Paris-Roubaix at 29 mph

This was also a different type of race than a more typical cobbled classic or really any one day race. You usually see a break or select group getting away inside of 75k to go, and their gap gets pretty cemented because they’ll have good team representation to block behind. Then they’ll start fighting and attacking each other most of the last 20k.

MVDP time trialing on his own is going to have a faster average speed than a lot of those big name break groups. Even though they share the work the attacking and slowing kills the speed so much.

Go to a local crit sometime and see how easy it is for a solo rider to get away when the field won’t work together to put on a consistent chase.

What is believeable is once he had a 2 min lead (and that built up very quickly because no one wanted to get organized or respond) that he could stay way and out TT the chasers. What seems a bit unbelievable was how he was able to put in that attack that built up the lead in the first place. My only explanation is this guy was racing only on weekends and was in no crashes all spring, while others were doing all the mid week races and effectily stage racing all month, while MVdP was weekend one day racing and minimized his work all day to that point. It is the only way I can justify to myself this is a real performance or at least as real as the rest of the field’s “real-ness”. We don’t see MVDP pulling that off in the TdF, but also Tour stages are typically 60kk-80km shorter than classic races, and he has to ride “tomorrow”. In one day, he can wait until the equivalent of a long TdF stage is finish and then launch the pain on everyone else. Maybe he is just better over 6 hrs than over 4 hrs.

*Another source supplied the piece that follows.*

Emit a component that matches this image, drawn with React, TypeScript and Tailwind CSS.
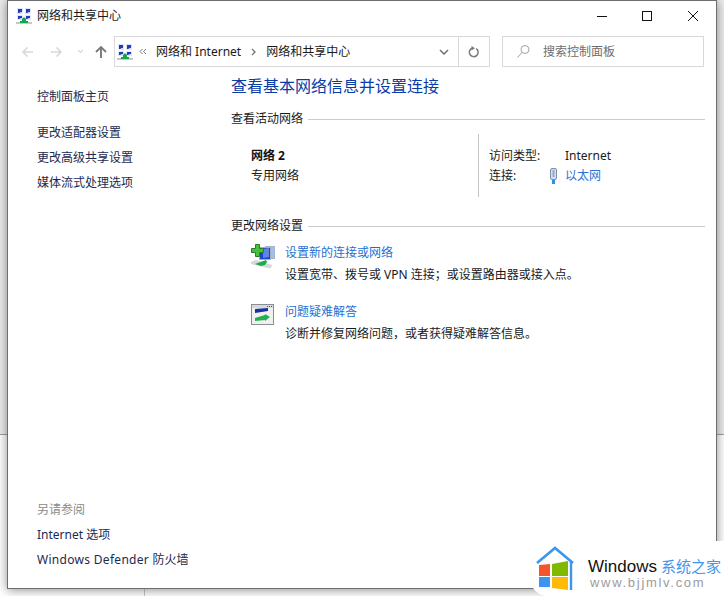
const font = { fontFamily: '"Noto Sans","Noto Sans CJK SC","Liberation Sans",sans-serif' };

function NetIcon() {
  return (
    <svg width="16" height="16" viewBox="0 0 16 16" className="block">
      <rect x="1" y="0" width="6" height="6" fill="#dfe6f4" />
      <rect x="9" y="0" width="6" height="6" fill="#dfe6f4" />
      <rect x="1" y="7" width="6" height="5" fill="#dfe6f4" />
      <rect x="9" y="7" width="6" height="5" fill="#dfe6f4" />
      <path d="M2 1h4v3H5L3 5H2z" fill="#2438c4" />
      <path d="M10 1h4v3h-1l-2 1h-1z" fill="#2438c4" />
      <path d="M2 8h4v2H5l-2 1H2z" fill="#2438c4" />
      <path d="M10 8h4v2h-1l-2 1h-1z" fill="#2438c4" />
      <path d="M8 9l2 2v2h2v2H4v-2h2v-2z" fill="#12a84a" />
      <rect x="0" y="14" width="16" height="2" fill="#c6cac6" />
      <rect x="4" y="14" width="8" height="1" fill="#12a84a" />
    </svg>
  );
}

function SetupIcon() {
  return (
    <svg width="26" height="26" viewBox="0 0 26 26" className="block">
      <rect x="15.5" y="3.5" width="9" height="12" fill="#9fc0ee" stroke="#a8b4c8" />
      <rect x="9.5" y="4.5" width="11" height="12" fill="#1f45c8" stroke="#a2b0c4" />
      <path d="M13 6l6-1v9l-6 1z" fill="#5f86e4" />
      <path d="M5.5 1.5h4v4h4v4h-4v4h-4v-4h-4v-4h4z" fill="#46c23a" stroke="#2a7d28" />
      <path d="M1 19l5-2 16 5-1 3h-3L1 21z" fill="#d5d9d5" />
      <path d="M5 21l11-4 1 2 -2 3-4 1z" fill="#1fa84f" />
    </svg>
  );
}

function TroubleIcon() {
  return (
    <svg width="24" height="22" viewBox="0 0 24 22" className="block">
      <rect x="0.5" y="0.5" width="22" height="20" fill="#eff1ef" stroke="#8a8e92" />
      <rect x="1" y="1" width="21" height="3" fill="#d6dade" />
      <path d="M4 5l13-1v3L4 9z" fill="#1a2fa0" />
      <path d="M4 14l10-3v-1l5 3-5 4v-1l-10 1z" fill="#22b04f" />
      <rect x="16" y="2" width="1" height="1" fill="#555" />
      <rect x="18" y="2" width="1" height="1" fill="#555" />
      <rect x="20" y="2" width="1" height="1" fill="#555" />
    </svg>
  );
}

function SectionHead({ label }: { label: string }) {
  return (
    <div className="flex items-center h-5">
      <span className="text-[12px] text-[#1a1a1a]">{label}</span>
      <div className="flex-1 h-px bg-[#cccccc] ml-[5px]" />
    </div>
  );
}

export default function App() {
  return (
    <div className="relative w-[724px] h-[596px] overflow-hidden bg-white text-[12px] text-[#1a1a1a]" style={font}>
      <div className="absolute left-0 top-0 w-[724px] h-[434px] bg-[#ececec]" />
      <div className="absolute left-0 top-[434px] w-[724px] h-px bg-[#a0a0a0]" />
      <div className="absolute left-[144px] top-[434px] w-px h-[162px] bg-[#c8c8c8]" />

      <div className="absolute left-[7px] top-0 w-[710px] h-[589px] bg-white border border-[#6e6e6e] shadow-[0_1px_10px_rgba(0,0,0,0.45)] flex flex-col">
        <div className="h-[30px] flex items-center shrink-0 pl-[8px]">
          <NetIcon />
          <span className="ml-[5px] text-[12px] leading-4">网络和共享中心</span>
          <div className="ml-auto mr-[18px] flex items-center">
            <svg width="10" height="10" viewBox="0 0 10 10" className="block"><path d="M0 5.5h10" stroke="#111" /></svg>
            <svg width="10" height="10" viewBox="0 0 10 10" className="block ml-[35px]"><rect x="0.5" y="0.5" width="9" height="9" fill="none" stroke="#111" /></svg>
            <svg width="10" height="10" viewBox="0 0 10 10" className="block ml-[36px]"><path d="M0 0l10 10M10 0L0 10" stroke="#111" /></svg>
          </div>
        </div>

        <div className="h-[31px] mt-[5px] flex items-center shrink-0">
          <div className="w-[106px] flex items-center pl-[13px]">
            <svg width="12" height="12" viewBox="0 0 12 12" className="block"><path d="M12 6H2M6.5 1.5L2 6l4.5 4.5" fill="none" stroke="#d8d8d8" strokeWidth="1.6" /></svg>
            <svg width="12" height="12" viewBox="0 0 12 12" className="block ml-[18px]"><path d="M0 6h10M5.5 1.5L10 6l-4.5 4.5" fill="none" stroke="#d8d8d8" strokeWidth="1.6" /></svg>
            <svg width="7" height="5" viewBox="0 0 7 5" className="block ml-[14px]"><path d="M1 1l2.5 2.5L6 1" fill="none" stroke="#d8d8d8" strokeWidth="1.2" /></svg>
            <svg width="12" height="13" viewBox="0 0 12 13" className="block ml-[11px]"><path d="M6 13V2M1 7l5-5 5 5" fill="none" stroke="#7a7a7a" strokeWidth="1.9" /></svg>
          </div>
          <div className="w-[376px] h-[31px] border border-[#d9d9d9] flex items-center">
            <div className="ml-[2px]"><NetIcon /></div>
            <svg width="8" height="7" viewBox="0 0 8 7" className="block ml-[6px]"><path d="M3.5 1L1 3.5 3.5 6M7 1L4.5 3.5 7 6" fill="none" stroke="#777" /></svg>
            <span className="ml-[9px] whitespace-nowrap">网络和 Internet</span>
            <svg width="5" height="8" viewBox="0 0 5 8" className="block ml-[10px]"><path d="M1 1l3 3-3 3" fill="none" stroke="#777" strokeWidth="1.4" /></svg>
            <span className="ml-[10px] whitespace-nowrap">网络和共享中心</span>
            <svg width="10" height="6" viewBox="0 0 10 6" className="block ml-auto mr-[9px]"><path d="M1 1l4 4 4-4" fill="none" stroke="#6f6f6f" strokeWidth="1.5" /></svg>
            <div className="w-[31px] h-full border-l border-[#d9d9d9] flex items-center justify-center">
              <svg width="12" height="12" viewBox="0 0 12 12" className="block"><path d="M8.2 2.6A4.4 4.4 0 1 1 4 2.2" fill="none" stroke="#7a7a7a" strokeWidth="1.5" /><path d="M3.5 0l3.5 2.2L3.5 4.4z" fill="#7a7a7a" /></svg>
            </div>
          </div>
          <div className="ml-[12px] w-[202px] h-[31px] border border-[#d9d9d9] flex items-center pl-[14px]">
            <svg width="13" height="13" viewBox="0 0 13 13" className="block"><circle cx="8" cy="4.5" r="4" fill="none" stroke="#a0a0a0" /><path d="M5 7.5L0.5 12.5" stroke="#a0a0a0" /></svg>
            <span className="ml-[13px] text-[#6d6d6d]">搜索控制面板</span>
          </div>
        </div>

        <div className="flex-1 flex min-h-0">
          <div className="w-[223px] shrink-0 flex flex-col pl-[29px] pt-[17px] pb-[16px] text-[#1c2a4e]">
            <div className="h-[25px] flex items-center">控制面板主页</div>
            <div className="h-[25px] mt-[11px] flex items-center">更改适配器设置</div>
            <div className="h-[25px] flex items-center">更改高级共享设置</div>
            <div className="h-[25px] flex items-center">媒体流式处理选项</div>
            <div className="mt-auto h-[25px] flex items-center text-[#8a8a8a]">另请参阅</div>
            <div className="h-[25px] flex items-center">Internet 选项</div>
            <div className="h-[25px] flex items-center whitespace-pre"><span className="tracking-[0.3px]">Windows Defender </span><span>防火墙</span></div>
          </div>

          <div className="flex-1 pr-[11px] pt-[7px]">
            <div className="text-[16px] leading-[24px] text-[#0a3ca6]">查看基本网络信息并设置连接</div>
            <div className="mt-[11px]"><SectionHead label="查看活动网络" /></div>
            <div className="flex h-[63px] mt-[5px]">
              <div className="w-[247px] pl-[20px] pt-[12px] leading-[20px]">
                <div className="font-bold text-[#111]">网络 2</div>
                <div>专用网络</div>
              </div>
              <div className="w-px bg-[#c4c4c4]" />
              <div className="pl-[10px] pt-[12px] leading-[20px]">
                <div className="flex"><span className="w-[76px]">访问类型:</span><span>Internet</span></div>
                <div className="flex items-center">
                  <span className="w-[60px]">连接:</span>
                  <svg width="9" height="16" viewBox="0 0 9 16" className="block mr-[7px]">
                    <rect x="1.5" y="0.5" width="6" height="11" rx="1.5" fill="#d5deee" stroke="#7d8ea8" />
                    <rect x="3.5" y="2" width="2" height="7" fill="#98aac8" />
                    <rect x="3" y="12" width="3" height="4" fill="#2f8fe0" />
                  </svg>
                  <span className="text-[#2f6fd8]">以太网</span>
                </div>
              </div>
            </div>
            <div className="mt-[19px]"><SectionHead label="更改网络设置" /></div>
            <div className="flex mt-[6px] pl-[19px]">
              <div className="w-[35px] shrink-0 pt-[1px]"><SetupIcon /></div>
              <div className="leading-[22px]">
                <div className="text-[#1f6fd0]">设置新的连接或网络</div>
                <div>设置宽带、拨号或 VPN 连接；或设置路由器或接入点。</div>
              </div>
            </div>
            <div className="flex mt-[15px] pl-[20px]">
              <div className="w-[34px] shrink-0 pt-[3px]"><TroubleIcon /></div>
              <div className="leading-[22px]">
                <div className="text-[#1f6fd0]">问题疑难解答</div>
                <div>诊断并修复网络问题，或者获得疑难解答信息。</div>
              </div>
            </div>
          </div>
        </div>
      </div>

      <div className="absolute left-[530px] top-[541px] w-[194px] h-[55px] bg-white rounded-bl-[18px]">
        <svg width="50" height="52" viewBox="0 0 50 52" className="absolute left-0 top-0">
          <path d="M7 22L25 7l18 15" fill="none" stroke="#3b96f2" strokeWidth="2.6" />
          <path d="M41 20v29" fill="none" stroke="#3b96f2" strokeWidth="2.4" />
          <path d="M9 24l11-1v12H9z" fill="#f2562a" />
          <path d="M22 23l16-3v15H22z" fill="#7fba00" />
          <path d="M9 36h11v10H9z" fill="#3b96f2" />
          <path d="M22 36h16v13l-16-2z" fill="#ffba08" />
        </svg>
        <div className="absolute left-[58px] top-[15px] flex items-baseline whitespace-nowrap">
          <span className="text-[17px] leading-5 text-[#111]" style={{ fontFamily: '"Liberation Sans",sans-serif' }}>Windows</span>
          <span className="ml-[4px] text-[15px] leading-5 text-[#3f96ee]">系统之家</span>
        </div>
        <div className="absolute left-[60px] top-[34px] text-[13px] leading-4 tracking-[1.7px] text-[#9c9c9c] whitespace-nowrap" style={{ fontFamily: '"Liberation Sans",sans-serif' }}>www.bjjmlv.com</div>
      </div>
    </div>
  );
}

RE: How he got the gap - Cobbles are a psuedo-equivalent of a climb. The aero becomes a smaller amount of the total resistance, so the draft is less important. Add to that the tailwind which also makes the draft less significant. But probably the biggest difference is that MVDP could sit 4th wheel through the first 200k with teammates around him going smooth and steady. Even if Peterson and others have teammates around they’re still fighting for position and spending energy in doing so, easier acceleration out of every turn, etc. Reasonable to assume that MVDP hit Arenberg a couple % easier than the rest of the favorites.

RE: Doping and why the results aren’t found in the TdF. He won a stage and took yellow in 2021 and a Giro stage in 2022. He’s unquestionably better at one-day classics but he’s also targeting those races more than TdF stages. I’d rephrase the question and say “Why is the 6-time Cyclocross world champion better at cobbled classics than TdF stages?” That makes the answer a bit more obvious.

Oh and lastly, this year WvA, Tadej, Alaphillipe, and Remco are all either out or non-factors.